Over the years in my pondering over the idea of suffering for Christ, I was at first somewhat fearful.  In the accounts we read of the martyrs of the first centuries it is often recounted that they suffered horrendous torture, as the torturers tried to compel these martyrs to renounce their Faith in Christ.  They would be scraped by sharp iron implements, have their skin flayed off, be forced to watch their children be executed, have their eyes gouged out, and other such tortures.  Today, with the development of science, the methods of torture have only become more refined and painful.  Be sure that governments across the world have perfected various forms of torture, besides the crude methods that have been used in the past.  I wonder to myself, how will I be able to resist excruciating pain without denying Christ?  The answer came to me, however, and my worries have been put to rest.  At the time of torture, through intense prayer to Christ, the pain of torture will be alleviated.  In fact, in many accounts of the martyrs that we have preserved today it has been recorded that to suffer pain for Christ was experienced as an intense joy in the Lord.  We even have a modern account of such a phenomenon.  Metropolitan Philaret, who was the first hierarch of the Russian Orthodox Church Outside of Russia from 1964-1985 and whose incorrupt relics lie under the altar of Holy Trinity cathedral in Jordanville, New York, had this experience I am referring to.  The time was 1943 in Harbin China where the Metropolitan was serving as a priest at the time.  The Japanese had invaded China and they began demanding that the Russian Orthodox emigres bow down to one of their idols.  Fr. Philaret of course refused to do such a thing and was seized and subjected to torture.  The night before his torture he was fearful that he would deny Christ, but he prayed intensely to St. Nicholas for help.  When the torturers began to burn him with with a red hot iron the miracle occurred.  Although he could smell the burning of his flesh he felt no pain; instead he felt joy in his soul.  The torturers were so frightened by this occurrence, that they gave up trying to force the Orthodox Christians to bow to their idols.  For the rest of his life the Metropolitan had a visible scar on his eyes from the torture.  The moral of this story is that we should not fear torture, or even death for Christ.  God will give us the Grace to endure it.
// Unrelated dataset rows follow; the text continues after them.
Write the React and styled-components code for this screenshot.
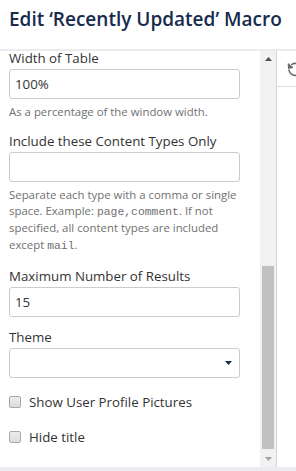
import React from "react";
import styled, { createGlobalStyle } from "styled-components";

const GlobalStyle = createGlobalStyle`
  html, body {
    margin: 0;
    padding: 0;
    background: #ffffff;
    overflow: hidden;
  }
  body {
    font-family: "Open Sans", "Noto Sans", "Liberation Sans", sans-serif;
    color: #333333;
  }
  * { box-sizing: border-box; }
`;

const Dialog = styled.div`
  width: 296px;
  height: 471px;
  display: flex;
  flex-direction: column;
  overflow: hidden;
  background: #ffffff;
`;

const Header = styled.header`
  flex: 0 0 51px;
  padding: 5px 9px 0;
  border-bottom: 2px solid #ebecf0;
`;

const Title = styled.h2`
  margin: 0;
  font-size: 19px;
  line-height: 28px;
  font-weight: 600;
  color: #172b4d;
  white-space: nowrap;
`;

const Body = styled.div`
  flex: 1;
  display: flex;
  min-height: 0;
`;

const FormPane = styled.div`
  flex: 1;
  min-width: 0;
  overflow: hidden;
`;

const FormContent = styled.form`
  margin-top: -3px;
  padding: 0 20px 0 9px;
`;

const Group = styled.div`
  margin-bottom: 10px;
`;

const Label = styled.label`
  display: block;
  font-size: 13.3px;
  line-height: 20px;
  margin-bottom: 1px;
  color: #333333;
  white-space: nowrap;
`;

const TextInput = styled.input`
  display: block;
  width: 100%;
  height: 30px;
  margin: 0;
  padding: 0 5px;
  border: 1px solid #cccccc;
  border-radius: 3px;
  font-family: inherit;
  font-size: 13.3px;
  color: #333333;
  background: #ffffff;
  outline: none;
`;

const SelectBox = styled.div`
  display: flex;
  align-items: center;
  justify-content: flex-end;
  height: 30px;
  padding: 0 7px;
  border: 1px solid #cccccc;
  border-radius: 3px;
  background: #ffffff;
`;

const Help = styled.div`
  margin-top: 5px;
  padding-bottom: ${(p) => (p.$long ? "2.5px" : "0")};
  font-size: 11.4px;
  line-height: 16.67px;
  color: #707070;
`;

const Code = styled.code`
  font-family: "Liberation Mono", "DejaVu Sans Mono", monospace;
  font-size: 11.4px;
  line-height: 1;
  color: #707070;
`;

const CheckRow = styled.label`
  display: flex;
  align-items: center;
  gap: 8px;
  margin-top: ${(p) => (p.$first ? "14px" : "15px")};
  font-size: 13.3px;
  line-height: 20px;
  color: #333333;
  white-space: nowrap;
`;

const CheckBox = styled.span`
  flex: 0 0 12px;
  width: 12px;
  height: 12px;
  border: 1px solid #a8a8a8;
  border-radius: 2px;
  background: linear-gradient(#ececec, #dcdcdc);
`;

const Scrollbar = styled.div`
  flex: 0 0 16px;
  display: flex;
  flex-direction: column;
  background: #f1f1f1;
`;

const ScrollButton = styled.div`
  flex: 0 0 16px;
  display: flex;
  align-items: center;
  justify-content: center;
`;

const Track = styled.div`
  flex: 1;
  display: flex;
  flex-direction: column;
  justify-content: flex-end;
  padding: 0 2px 2px;
`;

const Thumb = styled.div`
  height: 183px;
  background: #c1c1c1;
`;

const SidePane = styled.div`
  flex: 0 0 20px;
  border-left: 1px solid #d4d4d4;
  overflow: hidden;
`;

const SideTop = styled.div`
  height: 36px;
  border-bottom: 1px solid #dddddd;
  padding: 9px 0 0 10px;
`;

const Footer = styled.div`
  flex: 0 0 4px;
  background: #ebecf0;
`;

const Caret = ({ dir = "down", color }) => (
  <svg width="7" height="4" viewBox="0 0 7 4">
    <path d={dir === "up" ? "M0 4 L3.5 0 L7 4 Z" : "M0 0 L7 0 L3.5 4 Z"} fill={color} />
  </svg>
);

const UndoIcon = () => (
  <svg width="16" height="16" viewBox="0 0 16 16" fill="none" stroke="#6b6b6b" strokeWidth="1.6">
    <path d="M2 8.5 A6 6 0 1 0 4.2 3.8" />
    <path d="M1.5 2.5 L1.8 7 L6 6.2" fill="#6b6b6b" />
  </svg>
);

export default function App() {
  return (
    <>
      <GlobalStyle />
      <Dialog>
        <Header>
          <Title>Edit ‘Recently Updated’ Macro</Title>
        </Header>
        <Body>
          <FormPane>
            <FormContent>
              <Group>
                <Label>Width of Table</Label>
                <TextInput defaultValue="100%" />
                <Help>As a percentage of the window width.</Help>
              </Group>
              <Group>
                <Label>Include these Content Types Only</Label>
                <TextInput defaultValue="" />
                <Help $long>
                  Separate each type with a comma or single space. Example:{" "}
                  <Code>page,comment</Code>. If not specified, all content types are
                  included except <Code>mail</Code>.
                </Help>
              </Group>
              <Group>
                <Label>Maximum Number of Results</Label>
                <TextInput defaultValue="15" />
              </Group>
              <Group>
                <Label>Theme</Label>
                <SelectBox>
                  <Caret color="#172b4d" />
                </SelectBox>
              </Group>
              <CheckRow $first>
                <CheckBox />
                Show User Profile Pictures
              </CheckRow>
              <CheckRow>
                <CheckBox />
                Hide title
              </CheckRow>
            </FormContent>
          </FormPane>
          <Scrollbar>
            <ScrollButton>
              <Caret dir="up" color="#505050" />
            </ScrollButton>
            <Track>
              <Thumb />
            </Track>
            <ScrollButton>
              <Caret color="#a3a3a3" />
            </ScrollButton>
          </Scrollbar>
          <SidePane>
            <SideTop>
              <UndoIcon />
            </SideTop>
          </SidePane>
        </Body>
        <Footer />
      </Dialog>
    </>
  );
}
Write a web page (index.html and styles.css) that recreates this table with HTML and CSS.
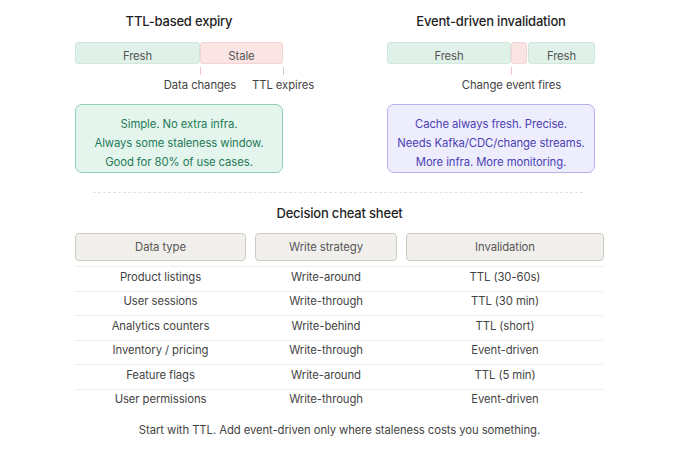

If you are asking yourself or others “would you die for Nick?” you might be asking the wrong question.  You are asking something along the lines of the right question, because your desire is to die for a good cause, for something you believe in.  But if I may, I would like to tweak that question a little bit.  I think the question we should be asking ourselves right now as Christians is “would you die for Christ?” because you might get the opportunity.  Early Christians who lived with the ever present danger of dying for their Faith knew that to die for Christ was the highest honor.  The Church still holds every one of these Martyrs in high regard, such high regard, in fact, that to die for Christ automatically elevates these members of the Church to Sainthood.  If the Church on Earth is celebrating the memory of the martyrs as Saints you can rest assured that these Saints are in Paradise, where we will one day join them given that we continue in the Grace of God.